El negro ilegal de aquella noche sufre
su destino como despachador en un comercio de quinta, por culpa de las
políticas económicas de la anciana con la pañoleta en la cabeza y una bolsa de
plástico en el antebrazo. Esos jóvenes vándalos merodean inútiles las calles de
Londres porque esa anciana senil que ningunearon y que no supo contar las
monedas en su mano, les canceló cualquier subsidio oficial y por ende un futuro
más estable. David Friedman dice que la culpa fue de ella porque no cumplió la
tarea de acabar con el gobierno de un plumazo. ¿A quién hacerle caso?

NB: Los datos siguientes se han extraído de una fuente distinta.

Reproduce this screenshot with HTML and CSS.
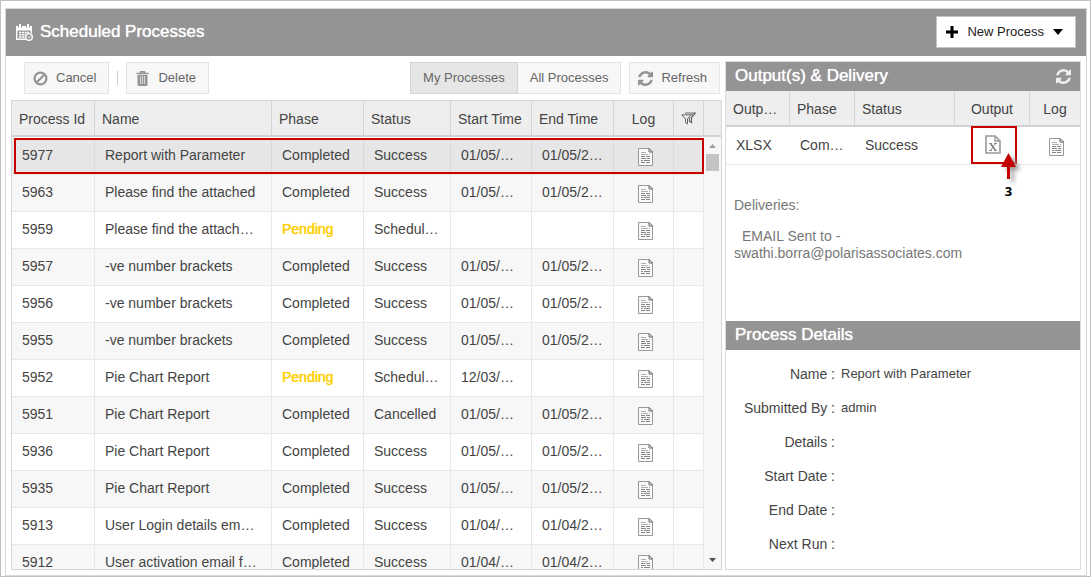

Como en las clásicas películas
serie B, llegó finalmente Scotland Yard al comercio de quinta y cargó con la
mujer hasta su casa para hacerla reposar con su demencia senil en una cama
vieja. Mejor se la hubieran llevado varias décadas antes. Sin saberlo, lo
habrían agradecido con el alma (y por diferentes razones) el negro ilegal y
fornido, los jóvenes vándalos que se le adelantaron a pagar esa triste noche y
el neoliberal David Friedman, más papista que el Papa con faldas y bolsa en el
antebrazo derecho.
Ayer murió la anciana de la
pañoleta en la cabeza. Más de tres celebraron su partida.